---------- Data

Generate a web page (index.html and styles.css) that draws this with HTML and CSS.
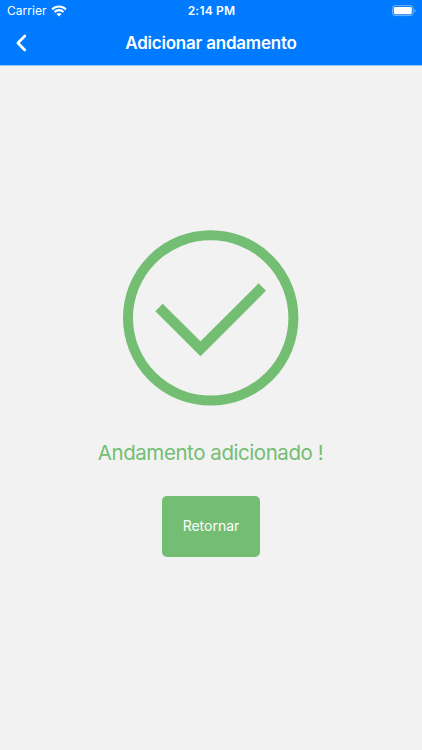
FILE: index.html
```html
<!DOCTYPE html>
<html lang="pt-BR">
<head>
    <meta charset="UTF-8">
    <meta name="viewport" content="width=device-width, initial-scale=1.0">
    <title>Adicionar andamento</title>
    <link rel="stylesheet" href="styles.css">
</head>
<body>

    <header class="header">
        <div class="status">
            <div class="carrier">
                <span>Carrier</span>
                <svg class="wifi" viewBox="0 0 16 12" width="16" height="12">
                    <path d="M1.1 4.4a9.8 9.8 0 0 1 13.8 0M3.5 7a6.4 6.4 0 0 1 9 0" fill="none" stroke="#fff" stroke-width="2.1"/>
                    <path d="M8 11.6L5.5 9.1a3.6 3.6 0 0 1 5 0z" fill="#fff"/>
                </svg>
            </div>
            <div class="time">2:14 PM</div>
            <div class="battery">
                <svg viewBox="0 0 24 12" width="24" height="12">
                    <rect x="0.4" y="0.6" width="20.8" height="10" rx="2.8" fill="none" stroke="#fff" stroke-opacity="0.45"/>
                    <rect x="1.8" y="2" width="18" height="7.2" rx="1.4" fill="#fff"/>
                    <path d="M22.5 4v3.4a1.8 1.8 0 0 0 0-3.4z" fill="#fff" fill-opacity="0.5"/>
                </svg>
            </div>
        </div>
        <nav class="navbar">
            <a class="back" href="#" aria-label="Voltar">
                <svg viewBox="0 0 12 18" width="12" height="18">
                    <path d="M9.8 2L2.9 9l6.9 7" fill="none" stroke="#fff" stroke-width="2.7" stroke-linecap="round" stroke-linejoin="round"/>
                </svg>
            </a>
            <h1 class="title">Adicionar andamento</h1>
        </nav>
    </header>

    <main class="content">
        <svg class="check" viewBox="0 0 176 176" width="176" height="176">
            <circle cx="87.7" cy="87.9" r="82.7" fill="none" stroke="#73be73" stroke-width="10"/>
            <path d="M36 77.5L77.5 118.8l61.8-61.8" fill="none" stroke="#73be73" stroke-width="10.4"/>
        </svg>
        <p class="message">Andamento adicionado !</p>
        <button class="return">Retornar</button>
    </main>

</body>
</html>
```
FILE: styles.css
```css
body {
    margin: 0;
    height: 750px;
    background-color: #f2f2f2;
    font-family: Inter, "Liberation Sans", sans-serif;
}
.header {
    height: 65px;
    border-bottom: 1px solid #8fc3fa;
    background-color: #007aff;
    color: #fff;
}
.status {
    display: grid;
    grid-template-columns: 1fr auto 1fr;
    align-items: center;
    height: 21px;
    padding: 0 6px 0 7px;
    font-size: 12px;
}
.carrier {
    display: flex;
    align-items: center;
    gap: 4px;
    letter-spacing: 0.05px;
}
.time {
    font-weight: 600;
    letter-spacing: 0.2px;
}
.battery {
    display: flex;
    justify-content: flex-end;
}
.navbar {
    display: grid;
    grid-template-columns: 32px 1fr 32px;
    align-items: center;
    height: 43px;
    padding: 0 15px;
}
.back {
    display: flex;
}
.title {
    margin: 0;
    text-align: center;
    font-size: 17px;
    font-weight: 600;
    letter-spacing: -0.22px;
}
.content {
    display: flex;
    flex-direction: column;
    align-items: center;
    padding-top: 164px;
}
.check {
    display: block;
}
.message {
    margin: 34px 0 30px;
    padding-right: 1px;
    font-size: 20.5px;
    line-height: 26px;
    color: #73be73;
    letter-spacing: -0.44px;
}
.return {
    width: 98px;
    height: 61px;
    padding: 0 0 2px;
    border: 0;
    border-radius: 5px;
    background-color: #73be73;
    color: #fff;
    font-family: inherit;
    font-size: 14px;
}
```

--------------------

Exclude the pictures. Write out the remaining data exactly.

(In response)
Generate a web page (index.html and styles.css) that draws this with HTML and CSS.
FILE: index.html
```html
<!DOCTYPE html>
<html lang="pt-BR">
<head>
    <meta charset="UTF-8">
    <meta name="viewport" content="width=device-width, initial-scale=1.0">
    <title>Adicionar andamento</title>
    <link rel="stylesheet" href="styles.css">
</head>
<body>

    <header class="header">
        <div class="status">
            <div class="carrier">
                <span>Carrier</span>
                <svg class="wifi" viewBox="0 0 16 12" width="16" height="12">
                    <path d="M1.1 4.4a9.8 9.8 0 0 1 13.8 0M3.5 7a6.4 6.4 0 0 1 9 0" fill="none" stroke="#fff" stroke-width="2.1"/>
                    <path d="M8 11.6L5.5 9.1a3.6 3.6 0 0 1 5 0z" fill="#fff"/>
                </svg>
            </div>
            <div class="time">2:14 PM</div>
            <div class="battery">
                <svg viewBox="0 0 24 12" width="24" height="12">
                    <rect x="0.4" y="0.6" width="20.8" height="10" rx="2.8" fill="none" stroke="#fff" stroke-opacity="0.45"/>
                    <rect x="1.8" y="2" width="18" height="7.2" rx="1.4" fill="#fff"/>
                    <path d="M22.5 4v3.4a1.8 1.8 0 0 0 0-3.4z" fill="#fff" fill-opacity="0.5"/>
                </svg>
            </div>
        </div>
        <nav class="navbar">
            <a class="back" href="#" aria-label="Voltar">
                <svg viewBox="0 0 12 18" width="12" height="18">
                    <path d="M9.8 2L2.9 9l6.9 7" fill="none" stroke="#fff" stroke-width="2.7" stroke-linecap="round" stroke-linejoin="round"/>
                </svg>
            </a>
            <h1 class="title">Adicionar andamento</h1>
        </nav>
    </header>

    <main class="content">
        <svg class="check" viewBox="0 0 176 176" width="176" height="176">
            <circle cx="87.7" cy="87.9" r="82.7" fill="none" stroke="#73be73" stroke-width="10"/>
            <path d="M36 77.5L77.5 118.8l61.8-61.8" fill="none" stroke="#73be73" stroke-width="10.4"/>
        </svg>
        <p class="message">Andamento adicionado !</p>
        <button class="return">Retornar</button>
    </main>

</body>
</html>
```
FILE: styles.css
```css
body {
    margin: 0;
    height: 750px;
    background-color: #f2f2f2;
    font-family: Inter, "Liberation Sans", sans-serif;
}
.header {
    height: 65px;
    border-bottom: 1px solid #8fc3fa;
    background-color: #007aff;
    color: #fff;
}
.status {
    display: grid;
    grid-template-columns: 1fr auto 1fr;
    align-items: center;
    height: 21px;
    padding: 0 6px 0 7px;
    font-size: 12px;
}
.carrier {
    display: flex;
    align-items: center;
    gap: 4px;
    letter-spacing: 0.05px;
}
.time {
    font-weight: 600;
    letter-spacing: 0.2px;
}
.battery {
    display: flex;
    justify-content: flex-end;
}
.navbar {
    display: grid;
    grid-template-columns: 32px 1fr 32px;
    align-items: center;
    height: 43px;
    padding: 0 15px;
}
.back {
    display: flex;
}
.title {
    margin: 0;
    text-align: center;
    font-size: 17px;
    font-weight: 600;
    letter-spacing: -0.22px;
}
.content {
    display: flex;
    flex-direction: column;
    align-items: center;
    padding-top: 164px;
}
.check {
    display: block;
}
.message {
    margin: 34px 0 30px;
    padding-right: 1px;
    font-size: 20.5px;
    line-height: 26px;
    color: #73be73;
    letter-spacing: -0.44px;
}
.return {
    width: 98px;
    height: 61px;
    padding: 0 0 2px;
    border: 0;
    border-radius: 5px;
    background-color: #73be73;
    color: #fff;
    font-family: inherit;
    font-size: 14px;
}
```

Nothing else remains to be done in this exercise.